Sitting 8 rows back, I’m going to say that this demo wasn’t as convincing as David would have hoped. So, being the empiricist, I stood up and walked up to the sweet spot (which happened to be the open aisle in this room) and plonked my rather prodigious butt down in what was approximately one corner of an equilateral triangle.

To my ears, the “no cable” was best. It was open, lively, engaging with plenty of detail. Note that the recording was crap — and there was no attempt to hide this fact. But when he switched to lampcord, the image shrank, and no longer wrapped me in a soundstage as comprehensively huge. Interestingly, the sound also seemed to be quieter. I want to say it was 2-3dB quieter — and no, he didn’t fiddle with the volume control (it had a digital display, and it was constant), just the backward-key on the CD player in order to restart the track. When David switched to the lampcord with the conductors separate, the sound was even quieter — and now, it was “fuzzy” and diffuse. Still, everything was totally recognizable — the difference wasn’t enormous, per se, but it was obvious. When David swapped in his own cables at this point — again, the only change being speaker cables — the focus snapped back into place, the noise floor dropped and the volume came back up. And that was the “entry-level” cable. By the third Wireworld cable, the sound was very close to the control, which he then played last.

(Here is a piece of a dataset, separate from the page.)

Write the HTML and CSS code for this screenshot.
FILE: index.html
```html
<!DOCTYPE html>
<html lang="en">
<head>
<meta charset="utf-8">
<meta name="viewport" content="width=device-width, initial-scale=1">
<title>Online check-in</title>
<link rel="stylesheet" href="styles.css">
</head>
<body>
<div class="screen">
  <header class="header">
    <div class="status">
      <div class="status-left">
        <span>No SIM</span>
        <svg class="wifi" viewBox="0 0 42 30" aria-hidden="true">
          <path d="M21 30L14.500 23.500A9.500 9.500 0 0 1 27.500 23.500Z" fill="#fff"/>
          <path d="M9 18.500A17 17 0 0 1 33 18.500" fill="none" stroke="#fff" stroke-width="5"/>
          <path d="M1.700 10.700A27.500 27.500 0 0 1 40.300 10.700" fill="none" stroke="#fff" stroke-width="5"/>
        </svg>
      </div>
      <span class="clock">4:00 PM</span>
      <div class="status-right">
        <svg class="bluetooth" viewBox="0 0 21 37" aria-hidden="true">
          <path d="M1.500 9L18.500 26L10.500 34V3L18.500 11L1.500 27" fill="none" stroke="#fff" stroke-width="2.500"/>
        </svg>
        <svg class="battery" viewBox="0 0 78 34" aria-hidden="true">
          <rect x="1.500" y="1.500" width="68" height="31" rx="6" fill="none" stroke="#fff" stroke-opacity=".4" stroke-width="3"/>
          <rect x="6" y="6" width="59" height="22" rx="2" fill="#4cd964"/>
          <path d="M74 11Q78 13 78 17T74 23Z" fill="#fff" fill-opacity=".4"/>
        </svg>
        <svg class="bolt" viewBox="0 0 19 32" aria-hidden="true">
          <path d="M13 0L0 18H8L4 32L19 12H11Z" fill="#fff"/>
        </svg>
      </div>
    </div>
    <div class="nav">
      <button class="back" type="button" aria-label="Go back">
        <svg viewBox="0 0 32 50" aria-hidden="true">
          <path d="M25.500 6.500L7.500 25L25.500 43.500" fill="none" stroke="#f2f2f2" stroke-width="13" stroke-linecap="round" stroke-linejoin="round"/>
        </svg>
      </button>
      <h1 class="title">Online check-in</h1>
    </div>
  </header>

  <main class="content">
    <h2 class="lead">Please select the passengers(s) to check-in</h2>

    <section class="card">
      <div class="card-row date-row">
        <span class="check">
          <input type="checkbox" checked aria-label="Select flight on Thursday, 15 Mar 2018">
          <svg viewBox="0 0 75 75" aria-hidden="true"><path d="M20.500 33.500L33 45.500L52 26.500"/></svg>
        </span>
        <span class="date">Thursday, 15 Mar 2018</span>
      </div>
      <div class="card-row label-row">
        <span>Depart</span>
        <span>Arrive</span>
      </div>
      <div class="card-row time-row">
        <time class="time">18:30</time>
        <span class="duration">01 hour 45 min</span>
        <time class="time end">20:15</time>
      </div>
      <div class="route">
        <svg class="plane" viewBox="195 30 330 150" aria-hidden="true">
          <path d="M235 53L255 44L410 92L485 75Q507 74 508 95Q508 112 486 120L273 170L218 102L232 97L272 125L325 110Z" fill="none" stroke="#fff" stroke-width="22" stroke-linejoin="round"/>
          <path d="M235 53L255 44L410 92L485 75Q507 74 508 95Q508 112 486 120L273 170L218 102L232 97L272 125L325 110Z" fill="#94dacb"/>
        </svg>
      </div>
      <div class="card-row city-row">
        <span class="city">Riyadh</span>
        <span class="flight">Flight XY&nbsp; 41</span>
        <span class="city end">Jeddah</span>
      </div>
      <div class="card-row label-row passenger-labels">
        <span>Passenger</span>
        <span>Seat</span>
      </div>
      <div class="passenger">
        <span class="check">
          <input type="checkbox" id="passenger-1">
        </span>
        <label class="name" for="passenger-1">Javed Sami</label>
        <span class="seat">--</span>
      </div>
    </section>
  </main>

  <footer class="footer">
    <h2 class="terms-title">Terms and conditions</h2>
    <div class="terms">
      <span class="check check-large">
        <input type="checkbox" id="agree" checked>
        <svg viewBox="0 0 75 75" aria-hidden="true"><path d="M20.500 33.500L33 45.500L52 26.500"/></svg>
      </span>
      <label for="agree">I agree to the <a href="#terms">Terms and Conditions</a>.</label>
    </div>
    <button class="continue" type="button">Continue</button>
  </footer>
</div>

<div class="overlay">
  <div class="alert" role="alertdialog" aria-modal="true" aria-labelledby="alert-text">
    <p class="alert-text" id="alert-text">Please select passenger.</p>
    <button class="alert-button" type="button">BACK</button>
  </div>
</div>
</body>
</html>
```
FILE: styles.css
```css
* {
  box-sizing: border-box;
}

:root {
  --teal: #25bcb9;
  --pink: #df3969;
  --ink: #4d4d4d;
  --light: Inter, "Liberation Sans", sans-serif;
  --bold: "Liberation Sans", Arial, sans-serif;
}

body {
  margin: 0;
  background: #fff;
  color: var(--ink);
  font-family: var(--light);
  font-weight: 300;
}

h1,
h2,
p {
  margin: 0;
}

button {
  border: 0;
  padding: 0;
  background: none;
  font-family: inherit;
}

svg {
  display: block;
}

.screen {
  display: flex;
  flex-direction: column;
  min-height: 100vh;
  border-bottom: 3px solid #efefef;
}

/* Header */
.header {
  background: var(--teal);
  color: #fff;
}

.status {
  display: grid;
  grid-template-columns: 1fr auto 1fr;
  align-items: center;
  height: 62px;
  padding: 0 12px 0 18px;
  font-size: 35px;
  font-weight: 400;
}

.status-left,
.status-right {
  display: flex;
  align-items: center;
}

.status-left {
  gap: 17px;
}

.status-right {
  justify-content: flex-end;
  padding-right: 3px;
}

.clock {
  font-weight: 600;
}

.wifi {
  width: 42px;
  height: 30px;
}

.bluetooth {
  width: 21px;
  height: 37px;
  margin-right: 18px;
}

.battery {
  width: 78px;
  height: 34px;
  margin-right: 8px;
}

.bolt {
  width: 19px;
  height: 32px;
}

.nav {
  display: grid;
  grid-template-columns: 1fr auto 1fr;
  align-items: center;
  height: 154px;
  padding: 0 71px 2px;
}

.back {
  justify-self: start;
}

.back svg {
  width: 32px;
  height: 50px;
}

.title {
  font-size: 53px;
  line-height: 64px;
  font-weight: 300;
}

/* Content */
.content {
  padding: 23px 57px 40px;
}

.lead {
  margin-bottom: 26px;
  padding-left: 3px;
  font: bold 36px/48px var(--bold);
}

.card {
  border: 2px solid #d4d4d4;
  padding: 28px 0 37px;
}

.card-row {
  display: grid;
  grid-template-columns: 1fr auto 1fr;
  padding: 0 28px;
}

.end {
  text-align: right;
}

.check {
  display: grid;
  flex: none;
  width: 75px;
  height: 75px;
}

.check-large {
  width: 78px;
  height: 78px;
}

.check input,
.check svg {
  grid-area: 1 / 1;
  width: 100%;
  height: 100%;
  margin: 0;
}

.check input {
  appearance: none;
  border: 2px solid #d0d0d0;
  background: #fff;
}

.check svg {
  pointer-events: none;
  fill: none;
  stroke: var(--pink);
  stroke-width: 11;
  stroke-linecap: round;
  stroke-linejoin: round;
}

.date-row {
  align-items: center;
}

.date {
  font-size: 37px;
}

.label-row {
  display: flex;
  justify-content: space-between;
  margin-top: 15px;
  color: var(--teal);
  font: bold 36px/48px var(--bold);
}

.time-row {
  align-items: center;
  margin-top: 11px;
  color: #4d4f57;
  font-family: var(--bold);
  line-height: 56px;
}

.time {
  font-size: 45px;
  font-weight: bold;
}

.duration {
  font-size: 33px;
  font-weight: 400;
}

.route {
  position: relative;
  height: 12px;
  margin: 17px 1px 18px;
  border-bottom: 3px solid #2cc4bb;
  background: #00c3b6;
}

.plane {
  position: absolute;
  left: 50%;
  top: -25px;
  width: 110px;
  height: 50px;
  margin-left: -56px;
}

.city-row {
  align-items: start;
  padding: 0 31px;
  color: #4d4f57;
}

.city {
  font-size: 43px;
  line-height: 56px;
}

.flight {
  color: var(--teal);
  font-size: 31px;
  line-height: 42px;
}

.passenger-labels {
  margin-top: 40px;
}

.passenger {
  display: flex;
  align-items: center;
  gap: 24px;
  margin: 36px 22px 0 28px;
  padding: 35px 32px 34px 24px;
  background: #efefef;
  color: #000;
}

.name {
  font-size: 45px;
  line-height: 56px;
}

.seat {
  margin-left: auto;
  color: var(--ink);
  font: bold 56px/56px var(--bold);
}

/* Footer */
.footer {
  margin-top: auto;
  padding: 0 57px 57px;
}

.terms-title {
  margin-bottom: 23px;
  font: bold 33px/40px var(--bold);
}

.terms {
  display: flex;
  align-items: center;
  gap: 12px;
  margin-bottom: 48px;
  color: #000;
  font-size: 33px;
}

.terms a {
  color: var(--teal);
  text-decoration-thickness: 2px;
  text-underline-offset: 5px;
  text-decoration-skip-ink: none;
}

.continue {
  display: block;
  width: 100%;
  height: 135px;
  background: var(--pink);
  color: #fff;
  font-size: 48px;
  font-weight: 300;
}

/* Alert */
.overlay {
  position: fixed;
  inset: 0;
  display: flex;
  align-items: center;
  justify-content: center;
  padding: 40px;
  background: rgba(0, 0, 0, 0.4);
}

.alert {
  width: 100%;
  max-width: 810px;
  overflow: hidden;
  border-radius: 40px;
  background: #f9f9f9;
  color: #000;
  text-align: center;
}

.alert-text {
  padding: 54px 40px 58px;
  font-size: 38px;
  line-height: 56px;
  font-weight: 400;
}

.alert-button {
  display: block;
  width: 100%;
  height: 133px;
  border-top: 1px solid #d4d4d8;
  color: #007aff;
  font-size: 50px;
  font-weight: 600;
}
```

Back to the Polygraph. Apparently, this test with the Tascams, wired back-to-back using high-resolution audio files, was done in Germany; the results were published online — in German (here’s the link to the translated version). David played a progression of these over the system he’d just done his own tests with, and while subtle, the “sounds” of the interconnects from Audioquest, Wireworld and Cardas were all readily apparent.

I would love to check out this experiment — not that I read German — but more importantly, I’d love to try this out myself. Another day, another project.